Thursday, June 28, 2012

The Long Earth: what might have been.

The Long Earth is a great idea – humanity suddenly gains access to a potentially infinite, mostly unoccupied string of Earths, each a sidestep along the potential outcomes of all the possibilities that formed this Earth. It’s not time travel (sadly) and it’s not alternative universes (exactly), but it is a fascinating fictional exploration of a number of the scientific ideas about how Earth and all its ecosystems got to, well, here, and what might have happened if we hadn’t. It's also got great SF cred: a collaboration between Terry Pratchett and Stephen Baxter (disclaimer: I don't recall reading any of his works, although I might've) should, by rights, produce an exciting, slightly comic and very human story with a cosmic scientific awareness to back it up. 

Unfortunately the authors seem a little too fascinated with their own great idea – there is a thread of a plot (a quest, of course), and attempts at creating suspense, but these are sidetracked by the temptation to show off the world and all the work that went into it. It’s as if they couldn’t bear to cut out any of the interesting creatures (look, a flying octopus! - no, really, there’s a flying octopus) or ideas (a cult of comedic atheists!).

The exploration of the idea is the strong point of The Long Earth. It doesn’t stoop to stereotype in looking at how the world changes, but has plausible and interesting considerations of the impacts on social, economic and political structures, as well as the practical ways that people would react and adapt. These are all at higher levels though – countries, cities, police forces. Up close to any of the characters, they seem concocted from the basic fantasy recipe book: for the perfect loner hero, take one orphan, add quirky upbringing and secret talent, stir and allow to develop for ten years. I tried to drop my expectations of a Pratchett book before coming to this one, but was surprised that the usual depth and dexterity of his characterisation was missing from so much of it. 

The thin deus-ex-machina quest attempts to anchor the story as we wash back and forth through recent history and across the multitudes of Earths, various side stories spinning off as we pass. Often I was more interested in those side stories, but some never develop, and others work away behind the scenes, their resolutions mentioned chapters later, in passing. Some seem to exist merely to fill narrative gaps: we’ll need bronze here, so we need a forge there, so let’s introduce this guy back here. Tick.

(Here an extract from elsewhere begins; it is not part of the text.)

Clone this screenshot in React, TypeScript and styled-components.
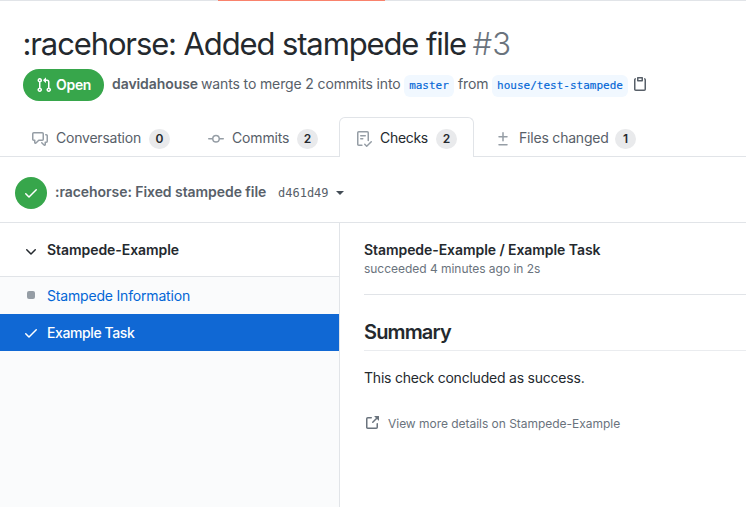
import React from "react";
import styled, { createGlobalStyle, css } from "styled-components";

const GlobalStyle = createGlobalStyle`
  * { box-sizing: border-box; }
  body {
    margin: 0;
    overflow: hidden;
    background: #fff;
    color: #24292e;
    font-family: Inter, "Liberation Sans", sans-serif;
    font-size: 14px;
    line-height: 20px;
  }
`;

const mono = css`
  font-family: "DejaVu Sans Mono", "Liberation Mono", monospace;
`;

const Page = styled.div`
  height: 507px;
  display: flex;
  flex-direction: column;
  overflow: hidden;
`;

const TopNavEdge = styled.div`
  height: 1px;
  flex: none;
  display: flex;
  background: #e1e4e8;
`;

const ActiveNavMarker = styled.div`
  width: 167px;
  margin-left: 218px;
  background: #f9826c;
`;

const Text = styled.span<{ $w?: number; $ls?: number; $weight?: number; $color?: string }>`
  flex: none;
  white-space: nowrap;
  width: ${(p) => (p.$w ? `${p.$w}px` : "auto")};
  letter-spacing: ${(p) => p.$ls ?? 0}px;
  font-weight: ${(p) => p.$weight ?? 400};
  color: ${(p) => p.$color ?? "inherit"};
`;

const Title = styled.h1`
  display: flex;
  flex: none;
  margin: 25px 0 0 22.5px;
  height: 36px;
  font-size: 31px;
  line-height: 35px;
  font-weight: 400;
`;

const Meta = styled.div`
  display: flex;
  flex: none;
  align-items: center;
  height: 32px;
  margin: 7px 0 0 23px;
  color: #586069;
`;

const MetaText = styled(Text)`
  margin-top: -2px;
`;

const StateBadge = styled.span`
  display: flex;
  align-items: center;
  width: 81px;
  height: 32px;
  padding-left: 13px;
  margin-right: 8px;
  gap: 4px;
  border-radius: 16px;
  background: #37a64b;
  color: #fff;
`;

const Branch = styled.span<{ $w: number }>`
  ${mono}
  width: ${(p) => p.$w}px;
  height: 22px;
  margin: 1px 4px 0;
  border-radius: 6px;
  background: #f1f8ff;
  color: #0366d6;
  font-size: 11px;
  line-height: 21px;
  text-align: center;
  -webkit-text-stroke: 0.15px #0366d6;
`;

const Tabs = styled.nav`
  display: flex;
  flex: none;
  height: 40px;
  margin-top: 16px;
  padding-left: 15px;
  box-shadow: inset 0 -1px #e1e4e8;
`;

const Tab = styled.div<{ $w: number; $active?: boolean }>`
  display: flex;
  align-items: center;
  flex: none;
  width: ${(p) => p.$w}px;
  padding: 3px 0 0 16px;
  gap: 8px;
  border: 1px solid transparent;
  border-bottom: 0;
  color: #586069;
  ${(p) =>
    p.$active &&
    css`
      margin-right: 4px;
      border-color: #e1e4e8;
      border-radius: 6px 6px 0 0;
      background: #fff;
      color: #24292e;
    `}
`;

const Counter = styled.span`
  width: 21px;
  height: 20px;
  border-radius: 10px;
  background: #e9eaec;
  color: #24292e;
  font-size: 12px;
  font-weight: 600;
  line-height: 20px;
  text-align: center;
`;

const CommitBar = styled.div`
  display: flex;
  align-items: center;
  flex: none;
  height: 66px;
  padding: 6px 0 0 15px;
  border-bottom: 1px solid #e1e4e8;
  color: #586069;
`;

const SuccessCircle = styled.span`
  display: flex;
  align-items: center;
  justify-content: center;
  width: 32px;
  height: 32px;
  margin-right: 8px;
  border-radius: 50%;
  background: #37a64b;
  color: #fff;
`;

const Sha = styled.span`
  ${mono}
  width: 58px;
  margin-left: 12px;
  font-size: 12px;
`;

const Caret = styled.span`
  border: 4px solid transparent;
  border-top-color: #444d56;
  border-bottom: 0;
`;

const Body = styled.main`
  display: grid;
  grid-template-columns: 340px 1fr;
  flex: 1;
`;

const Sidebar = styled.aside`
  border-right: 1px solid #e1e4e8;
  background: #fafbfc;
`;

const SuiteHeader = styled.div`
  display: flex;
  align-items: center;
  height: 54px;
  padding: 0 0 0 23px;
  gap: 8px;
  border-bottom: 1px solid #e1e4e8;
  background: #fff;
`;

const CheckRow = styled.div<{ $selected?: boolean }>`
  display: flex;
  align-items: center;
  height: 37px;
  padding-left: 23px;
  gap: 8px;
  color: ${(p) => (p.$selected ? "#fff" : "#0366d6")};
  background: ${(p) => (p.$selected ? "#1068d4" : "transparent")};
`;

const NeutralSlot = styled.span`
  display: flex;
  justify-content: center;
  width: 16px;
  padding-bottom: 2px;
`;

const NeutralMark = styled.span`
  width: 8px;
  height: 8px;
  border-radius: 2px;
  background: #959da5;
`;

const Detail = styled.section`
  padding: 17px 0 0 24px;
`;

const DetailHeader = styled.header`
  display: flex;
  flex-direction: column;
  height: 55px;
  border-bottom: 1px solid #e1e4e8;
`;

const Small = styled(Text)`
  font-size: 12px;
  line-height: 18px;
`;

const LinkLabel = styled(Small)`
  margin-top: 2px;
`;

const SummaryTitle = styled.h2`
  display: flex;
  height: 32px;
  margin: 24px 0 0;
  border-bottom: 1px solid #eaecef;
  font-size: 20px;
  line-height: 26px;
`;

const Paragraph = styled.p`
  display: flex;
  margin: 17px 0 0;
`;

const DetailsLink = styled.a`
  display: flex;
  align-items: center;
  margin-top: 25px;
  gap: 8px;
  color: #6a737d;
`;

const Svg = styled.svg<{ $dy?: number }>`
  flex: none;
  fill: currentColor;
  margin-top: ${(p) => p.$dy ?? 0}px;
`;

const PATHS = {
  pull: "M7.177 3.073L9.573.677A.25.25 0 0110 .854v4.792a.25.25 0 01-.427.177L7.177 3.427a.25.25 0 010-.354zM3.75 2.5a.75.75 0 100 1.5.75.75 0 000-1.5zm-2.25.75a2.25 2.25 0 113 2.122v5.256a2.251 2.251 0 11-1.5 0V5.372A2.25 2.25 0 011.5 3.25zM11 2.5h-1V4h1a1 1 0 011 1v5.628a2.251 2.251 0 101.5 0V5A2.5 2.5 0 0011 2.5zm1 10.25a.75.75 0 111.5 0 .75.75 0 01-1.5 0zM3.75 12a.75.75 0 100 1.5.75.75 0 000-1.5z",
  discussion:
    "M1.5 2.75a.25.25 0 01.25-.25h8.5a.25.25 0 01.25.25v5.5a.25.25 0 01-.25.25h-3.5a.75.75 0 00-.53.22L3.5 11.44V9.25a.75.75 0 00-.75-.75h-1a.25.25 0 01-.25-.25v-5.5zM1.75 1A1.75 1.75 0 000 2.75v5.5C0 9.216.784 10 1.75 10H2v1.543a1.457 1.457 0 002.487 1.03L7.061 10h3.189A1.75 1.75 0 0012 8.25v-5.5A1.75 1.75 0 0010.25 1h-8.5zM14.5 4.75a.25.25 0 00-.25-.25h-.5a.75.75 0 110-1.5h.5c.966 0 1.75.784 1.75 1.75v5.5A1.75 1.75 0 0114.25 12H14v1.543a1.457 1.457 0 01-2.487 1.03L9.22 12.28a.75.75 0 111.06-1.06l2.22 2.22v-2.19a.75.75 0 01.75-.75h1a.25.25 0 00.25-.25v-5.5z",
  commit:
    "M10.5 7.75a2.5 2.5 0 11-5 0 2.5 2.5 0 015 0zm1.43.75a4.002 4.002 0 01-7.86 0H.75a.75.75 0 110-1.5h3.32a4.001 4.001 0 017.86 0h3.32a.75.75 0 110 1.5h-3.32z",
  checklist:
    "M2.5 1.75a.25.25 0 01.25-.25h8.5a.25.25 0 01.25.25v7.736a.75.75 0 101.5 0V1.75A1.75 1.75 0 0011.25 0h-8.5A1.75 1.75 0 001 1.75v11.5c0 .966.784 1.75 1.75 1.75h3.17a.75.75 0 000-1.5H2.75a.25.25 0 01-.25-.25V1.75zM4.75 4a.75.75 0 000 1.5h4.5a.75.75 0 000-1.5h-4.5zM4 7.75A.75.75 0 014.75 7h2a.75.75 0 010 1.5h-2A.75.75 0 014 7.75zm11.774 3.537a.75.75 0 00-1.048-1.074L10.7 14.145 9.281 12.72a.75.75 0 00-1.062 1.058l1.943 1.95a.75.75 0 001.055.008l4.557-4.45z",
  diff: "M8.75 1.75a.75.75 0 00-1.5 0V5H4a.75.75 0 000 1.5h3.25v3.25a.75.75 0 001.5 0V6.5H12A.75.75 0 0012 5H8.75V1.75zM4 13a.75.75 0 000 1.5h8a.75.75 0 100-1.5H4z",
  check:
    "M13.78 4.22a.75.75 0 010 1.06l-7.25 7.25a.75.75 0 01-1.06 0L2.22 9.28a.75.75 0 011.06-1.06L6 10.94l6.72-6.72a.75.75 0 011.06 0z",
  clippy:
    "M5.75 1a.75.75 0 00-.75.75v3c0 .414.336.75.75.75h4.5a.75.75 0 00.75-.75v-3a.75.75 0 00-.75-.75h-4.5zm.75 3V2.5h3V4h-3zm-2.874-.467a.75.75 0 00-.752-1.298A1.75 1.75 0 002 3.75v9.5c0 .966.784 1.75 1.75 1.75h8.5A1.75 1.75 0 0014 13.25v-9.5a1.75 1.75 0 00-.874-1.515.75.75 0 10-.752 1.298.25.25 0 01.126.217v9.5a.25.25 0 01-.25.25h-8.5a.25.25 0 01-.25-.25v-9.5a.25.25 0 01.126-.217z",
  chevron:
    "M12.78 6.22a.75.75 0 010 1.06l-4.25 4.25a.75.75 0 01-1.06 0L3.22 7.28a.75.75 0 011.06-1.06L8 9.94l3.72-3.72a.75.75 0 011.06 0z",
  external:
    "M10.604 1h4.146a.25.25 0 01.25.25v4.146a.25.25 0 01-.427.177L13.03 4.03 9.28 7.78a.75.75 0 01-1.06-1.06l3.75-3.75-1.543-1.543A.25.25 0 0110.604 1zM3.75 2A1.75 1.75 0 002 3.75v8.5c0 .966.784 1.75 1.75 1.75h8.5A1.75 1.75 0 0014 12.25v-3.5a.75.75 0 00-1.5 0v3.5a.25.25 0 01-.25.25h-8.5a.25.25 0 01-.25-.25v-8.5a.25.25 0 01.25-.25h3.5a.75.75 0 000-1.5h-3.5z",
};

function Icon({ name, color, dy }: { name: keyof typeof PATHS; color?: string; dy?: number }) {
  return (
    <Svg width={16} height={16} viewBox="0 0 16 16" color={color} $dy={dy}>
      <path fillRule="evenodd" d={PATHS[name]} />
    </Svg>
  );
}

const TABS: { icon: keyof typeof PATHS; label: string; count: number; w: number; tw: number; ls: number; active?: boolean }[] = [
  { icon: "discussion", label: "Conversation", count: 0, w: 176, tw: 85, ls: -0.22 },
  { icon: "commit", label: "Commits", count: 2, w: 148, tw: 57, ls: -0.15 },
  { icon: "checklist", label: "Checks", count: 2, w: 135, tw: 48, ls: -0.3, active: true },
  { icon: "diff", label: "Files changed", count: 1, w: 180, tw: 88, ls: -0.2 },
];

export default function App() {
  return (
    <Page>
      <GlobalStyle />
      <TopNavEdge>
        <ActiveNavMarker />
      </TopNavEdge>
      <Title>
        <Text $w={450} $ls={-1.12}>:racehorse: Added stampede file</Text>
        <Text $color="#6a737d" $weight={300} $ls={0}>#3</Text>
      </Title>
      <Meta>
        <StateBadge>
          <Icon name="pull" />
          <Text $weight={600} $ls={-0.3}>Open</Text>
        </StateBadge>
        <MetaText $w={89} $weight={600} $ls={-0.08}>davidahouse</MetaText>
        <MetaText $w={199} $ls={-0.13}>wants to merge 2 commits into</MetaText>
        <Branch $w={50}>master</Branch>
        <MetaText $w={30} $ls={-0.1}>from</MetaText>
        <Branch $w={136}>house/test-stampede</Branch>
        <Icon name="clippy" dy={-2} />
      </Meta>
      <Tabs>
        {TABS.map((t) => (
          <Tab key={t.label} $w={t.w} $active={t.active}>
            <Icon name={t.icon} color="#959da5" dy={-1} />
            <MetaText $w={t.tw} $ls={t.ls}>{t.label}</MetaText>
            <Counter>{t.count}</Counter>
          </Tab>
        ))}
      </Tabs>
      <CommitBar>
        <SuccessCircle>
          <Icon name="check" />
        </SuccessCircle>
        <MetaText $w={211} $weight={600} $ls={-0.06}>:racehorse: Fixed stampede file</MetaText>
        <Sha>d461d49</Sha>
        <Caret />
      </CommitBar>
      <Body>
        <Sidebar>
          <SuiteHeader>
            <Icon name="chevron" dy={2} />
            <Text $weight={600} $ls={-0.06}>Stampede-Example</Text>
          </SuiteHeader>
          <CheckRow>
            <NeutralSlot>
              <NeutralMark />
            </NeutralSlot>
            <Text $ls={-0.18}>Stampede Information</Text>
          </CheckRow>
          <CheckRow $selected>
            <Icon name="check" />
            <Text $weight={500} $ls={-0.4}>Example Task</Text>
          </CheckRow>
        </Sidebar>
        <Detail>
          <DetailHeader>
            <Text $weight={600} $ls={-0.07}>Stampede-Example / Example Task</Text>
            <Small $color="#6a737d" $ls={-0.03}>succeeded 4 minutes ago in 2s</Small>
          </DetailHeader>
          <SummaryTitle>
            <Text $weight={600} $ls={-0.85}>Summary</Text>
          </SummaryTitle>
          <Paragraph>
            <Text $ls={-0.22}>This check concluded as success.</Text>
          </Paragraph>
          <DetailsLink>
            <Icon name="external" />
            <LinkLabel $ls={-0.03}>View more details on Stampede-Example</LinkLabel>
          </DetailsLink>
        </Detail>
      </Body>
    </Page>
  );
}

My main frustration with The Long Earth is that it is an ok story about this well-constructed and original world, when it could have been a great story set in this world. A rip-roaring quest, an intense exploration of family and social dynamics in times of change, a series of inter- and over-lapping short stories (ala I, Robot) shifting between that and more... the breadth of worlds provides an awful lot of scope. Instead it’s a thoughtful, reasonably interesting, semi-scientific exploration of what made our Earth what it is, (with an unfortunate and unoriginal diversion into the origin-of-elf-stories trope) let down by some unnecessary weak points*, not quite knowing what story it wants to be, and an incredibly weak ending. It’s barely an ending at all, in fact - it turns out that this is only half of the story and I have been suckered into breaking my GRRM rule.** After a flaccid attempt at resolving the quest enough to finish the book, but leave things open for a sequel, the story just stops. Seriously. I’m trying not to include any spoilers here (the book is only a few weeks old, after all) but there is no ending, no climax, no great revelation or cliff-hanger. It. 
Just. 
Stops.








*you’re in a fight with something that can step between worlds and is attacking you from those different worlds, but though you can change worlds yourself you don’t, even to run away – if I’m picking up issues with fight scenes, they must be pretty bad.

** Which is: Never start a series until the author has finished it and any sequels associated with it. I thought about calling it the Robert Jordan rule, but 1. he died, and it wouldn’t be very respectful, and 2. RJ had the end in mind, whereas GRRM has wilfully started multiple series without knowing the end, which I think is potentially fraud.